§ WORK INSTRUCTIONS
In the entries below, find every line with "this" and copy it.

§ RECORDS PROVIDED
------

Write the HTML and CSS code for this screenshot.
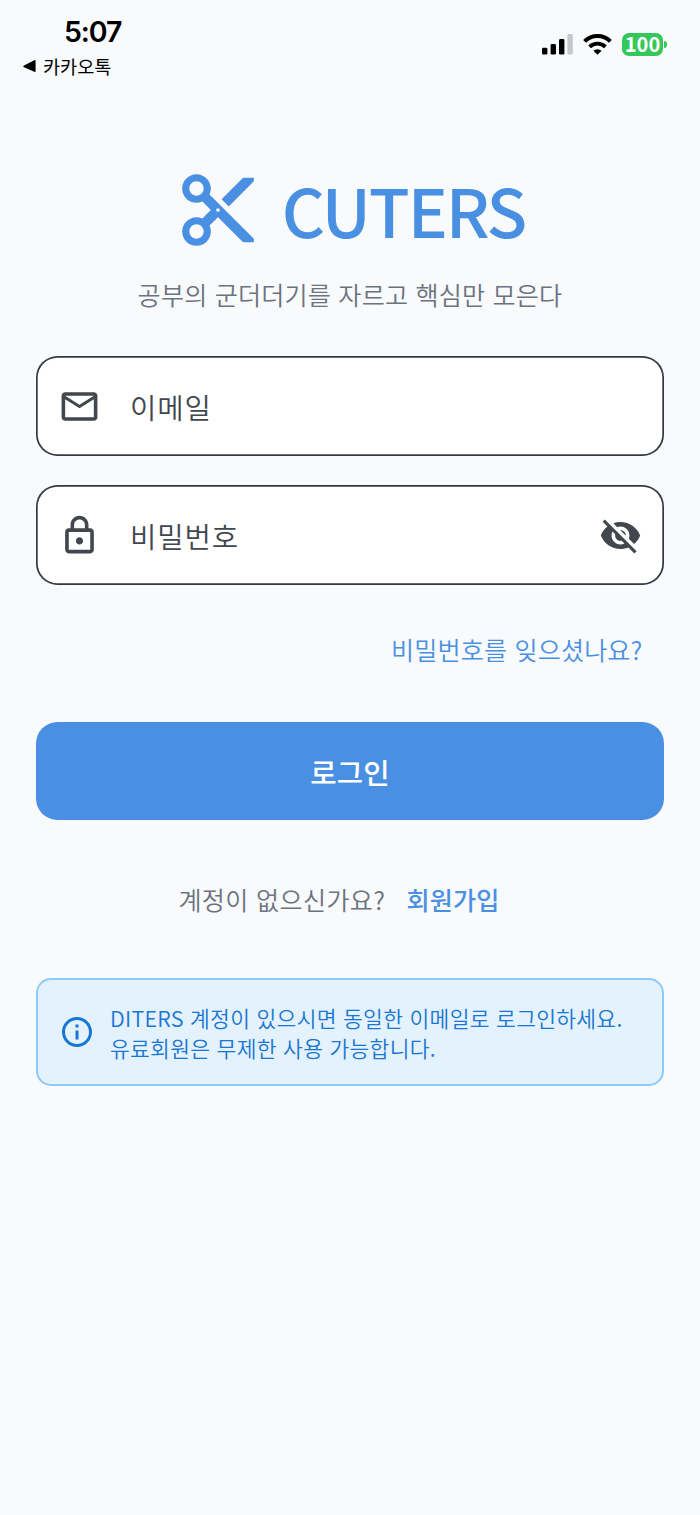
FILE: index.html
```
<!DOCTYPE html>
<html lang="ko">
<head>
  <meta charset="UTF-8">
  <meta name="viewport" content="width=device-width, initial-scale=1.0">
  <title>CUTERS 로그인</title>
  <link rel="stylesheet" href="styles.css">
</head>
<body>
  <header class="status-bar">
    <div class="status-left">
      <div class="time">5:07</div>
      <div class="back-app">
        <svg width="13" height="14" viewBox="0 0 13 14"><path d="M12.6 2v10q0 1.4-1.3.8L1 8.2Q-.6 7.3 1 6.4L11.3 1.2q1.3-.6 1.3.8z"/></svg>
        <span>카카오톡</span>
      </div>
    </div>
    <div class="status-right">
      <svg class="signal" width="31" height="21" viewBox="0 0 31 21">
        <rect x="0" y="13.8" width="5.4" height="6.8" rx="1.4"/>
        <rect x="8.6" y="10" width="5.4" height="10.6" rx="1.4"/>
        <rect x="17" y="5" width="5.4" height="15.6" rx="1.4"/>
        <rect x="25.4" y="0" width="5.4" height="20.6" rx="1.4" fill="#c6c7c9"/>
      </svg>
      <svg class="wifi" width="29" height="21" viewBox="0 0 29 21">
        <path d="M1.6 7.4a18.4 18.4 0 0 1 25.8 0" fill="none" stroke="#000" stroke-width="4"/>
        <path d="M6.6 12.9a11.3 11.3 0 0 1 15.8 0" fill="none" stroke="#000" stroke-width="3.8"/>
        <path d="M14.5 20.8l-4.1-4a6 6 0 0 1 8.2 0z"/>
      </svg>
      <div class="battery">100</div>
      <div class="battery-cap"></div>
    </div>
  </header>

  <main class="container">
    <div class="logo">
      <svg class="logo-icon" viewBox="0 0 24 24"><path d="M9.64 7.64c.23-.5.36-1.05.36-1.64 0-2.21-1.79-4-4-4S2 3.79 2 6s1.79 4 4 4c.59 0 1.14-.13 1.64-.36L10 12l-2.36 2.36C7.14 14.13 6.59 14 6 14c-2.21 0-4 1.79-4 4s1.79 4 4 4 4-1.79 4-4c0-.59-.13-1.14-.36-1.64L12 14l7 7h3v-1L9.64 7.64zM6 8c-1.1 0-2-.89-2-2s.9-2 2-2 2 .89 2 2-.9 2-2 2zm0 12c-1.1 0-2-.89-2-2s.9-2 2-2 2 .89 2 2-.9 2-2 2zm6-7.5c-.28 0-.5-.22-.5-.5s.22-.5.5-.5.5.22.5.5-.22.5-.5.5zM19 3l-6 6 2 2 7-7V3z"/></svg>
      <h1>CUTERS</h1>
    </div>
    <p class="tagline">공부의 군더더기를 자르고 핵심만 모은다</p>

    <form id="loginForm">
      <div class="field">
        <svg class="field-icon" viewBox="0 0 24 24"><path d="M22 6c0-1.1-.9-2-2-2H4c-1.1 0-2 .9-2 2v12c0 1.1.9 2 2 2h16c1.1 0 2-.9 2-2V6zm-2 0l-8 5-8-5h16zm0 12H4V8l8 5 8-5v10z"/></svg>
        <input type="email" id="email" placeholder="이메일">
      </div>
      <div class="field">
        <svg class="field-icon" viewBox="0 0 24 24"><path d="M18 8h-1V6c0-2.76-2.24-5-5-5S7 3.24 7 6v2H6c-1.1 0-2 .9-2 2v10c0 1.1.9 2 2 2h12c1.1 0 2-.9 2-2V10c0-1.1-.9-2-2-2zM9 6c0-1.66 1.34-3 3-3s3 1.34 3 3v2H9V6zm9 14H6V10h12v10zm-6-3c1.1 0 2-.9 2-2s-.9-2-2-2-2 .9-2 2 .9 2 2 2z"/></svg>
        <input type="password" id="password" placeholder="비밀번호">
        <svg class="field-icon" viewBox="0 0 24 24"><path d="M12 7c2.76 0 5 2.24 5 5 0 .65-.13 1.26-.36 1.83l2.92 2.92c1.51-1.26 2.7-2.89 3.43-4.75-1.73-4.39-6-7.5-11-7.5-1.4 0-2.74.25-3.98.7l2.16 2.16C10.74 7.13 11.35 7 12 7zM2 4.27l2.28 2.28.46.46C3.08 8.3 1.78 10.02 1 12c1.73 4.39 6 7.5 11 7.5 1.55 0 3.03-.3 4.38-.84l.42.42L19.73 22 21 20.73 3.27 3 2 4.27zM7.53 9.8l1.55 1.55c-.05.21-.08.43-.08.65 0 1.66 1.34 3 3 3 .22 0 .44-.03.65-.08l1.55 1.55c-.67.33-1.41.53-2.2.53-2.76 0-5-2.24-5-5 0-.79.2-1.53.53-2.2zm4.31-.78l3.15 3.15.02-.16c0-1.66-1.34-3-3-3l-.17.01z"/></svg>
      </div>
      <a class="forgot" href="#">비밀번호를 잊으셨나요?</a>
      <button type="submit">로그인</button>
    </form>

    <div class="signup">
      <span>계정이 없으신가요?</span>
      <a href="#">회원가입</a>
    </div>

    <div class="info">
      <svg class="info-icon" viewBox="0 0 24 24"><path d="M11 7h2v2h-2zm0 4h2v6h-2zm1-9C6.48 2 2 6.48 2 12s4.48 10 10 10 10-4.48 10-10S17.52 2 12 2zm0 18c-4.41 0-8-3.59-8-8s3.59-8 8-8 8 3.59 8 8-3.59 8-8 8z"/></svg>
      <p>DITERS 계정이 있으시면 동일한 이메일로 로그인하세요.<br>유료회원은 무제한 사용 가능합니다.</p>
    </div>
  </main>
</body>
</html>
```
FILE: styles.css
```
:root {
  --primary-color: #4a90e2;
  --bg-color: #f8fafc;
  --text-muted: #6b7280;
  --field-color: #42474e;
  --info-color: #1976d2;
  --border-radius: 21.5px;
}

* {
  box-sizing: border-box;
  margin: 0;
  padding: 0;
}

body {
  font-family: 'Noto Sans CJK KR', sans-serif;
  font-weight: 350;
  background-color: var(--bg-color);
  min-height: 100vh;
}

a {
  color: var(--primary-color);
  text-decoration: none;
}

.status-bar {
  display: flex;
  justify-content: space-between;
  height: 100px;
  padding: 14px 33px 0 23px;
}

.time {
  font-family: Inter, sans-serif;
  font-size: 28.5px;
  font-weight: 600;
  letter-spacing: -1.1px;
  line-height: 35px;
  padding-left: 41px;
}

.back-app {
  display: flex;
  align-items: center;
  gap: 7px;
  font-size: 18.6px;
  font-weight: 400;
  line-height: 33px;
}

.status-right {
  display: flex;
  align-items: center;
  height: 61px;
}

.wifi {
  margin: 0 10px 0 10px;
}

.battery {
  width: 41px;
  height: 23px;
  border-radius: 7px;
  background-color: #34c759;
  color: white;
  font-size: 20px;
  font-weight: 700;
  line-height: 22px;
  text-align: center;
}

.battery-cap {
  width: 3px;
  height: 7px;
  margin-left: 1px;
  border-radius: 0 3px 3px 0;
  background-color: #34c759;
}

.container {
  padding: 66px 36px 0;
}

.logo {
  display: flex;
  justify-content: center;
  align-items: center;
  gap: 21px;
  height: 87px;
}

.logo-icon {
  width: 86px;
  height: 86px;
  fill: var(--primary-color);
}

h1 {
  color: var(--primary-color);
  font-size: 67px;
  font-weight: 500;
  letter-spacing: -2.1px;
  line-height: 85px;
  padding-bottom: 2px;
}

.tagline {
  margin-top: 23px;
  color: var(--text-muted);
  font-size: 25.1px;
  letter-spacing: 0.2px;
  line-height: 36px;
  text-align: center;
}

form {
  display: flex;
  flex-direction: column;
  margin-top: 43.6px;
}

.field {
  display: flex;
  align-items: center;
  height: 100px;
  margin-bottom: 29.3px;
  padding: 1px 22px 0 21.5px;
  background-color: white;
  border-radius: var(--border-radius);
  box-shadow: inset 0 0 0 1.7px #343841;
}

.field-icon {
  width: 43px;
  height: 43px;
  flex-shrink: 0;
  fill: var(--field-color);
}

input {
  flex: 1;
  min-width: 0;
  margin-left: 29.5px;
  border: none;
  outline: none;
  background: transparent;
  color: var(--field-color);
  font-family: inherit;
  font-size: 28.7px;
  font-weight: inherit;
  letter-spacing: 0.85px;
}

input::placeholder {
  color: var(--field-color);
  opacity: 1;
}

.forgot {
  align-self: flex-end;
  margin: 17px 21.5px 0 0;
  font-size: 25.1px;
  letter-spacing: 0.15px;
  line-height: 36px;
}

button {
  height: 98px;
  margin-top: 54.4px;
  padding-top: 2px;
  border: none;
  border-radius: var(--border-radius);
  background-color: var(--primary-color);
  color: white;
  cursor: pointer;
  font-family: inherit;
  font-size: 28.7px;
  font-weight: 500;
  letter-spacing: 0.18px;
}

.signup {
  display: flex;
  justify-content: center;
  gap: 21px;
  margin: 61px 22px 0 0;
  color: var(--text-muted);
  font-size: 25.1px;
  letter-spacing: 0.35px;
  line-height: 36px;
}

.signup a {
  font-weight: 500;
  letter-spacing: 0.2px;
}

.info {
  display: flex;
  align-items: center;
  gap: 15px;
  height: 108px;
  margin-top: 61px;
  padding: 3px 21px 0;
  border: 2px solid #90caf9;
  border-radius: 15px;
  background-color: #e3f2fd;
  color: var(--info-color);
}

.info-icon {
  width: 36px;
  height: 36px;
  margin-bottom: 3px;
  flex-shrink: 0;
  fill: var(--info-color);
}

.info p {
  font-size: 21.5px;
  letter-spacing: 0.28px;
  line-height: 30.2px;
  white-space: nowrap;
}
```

------

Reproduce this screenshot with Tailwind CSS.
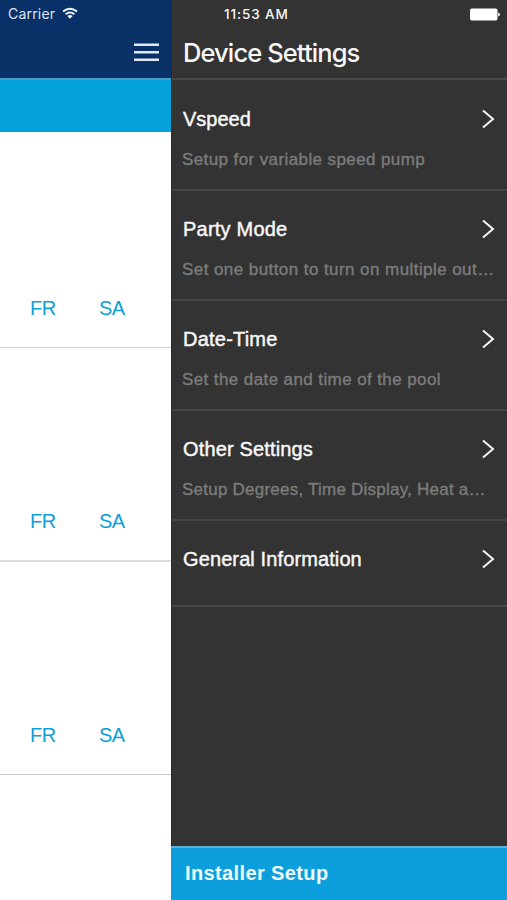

------

§ FULL OUTPUT
Write the HTML and CSS code for this screenshot.
Reproduce this screenshot with Tailwind CSS.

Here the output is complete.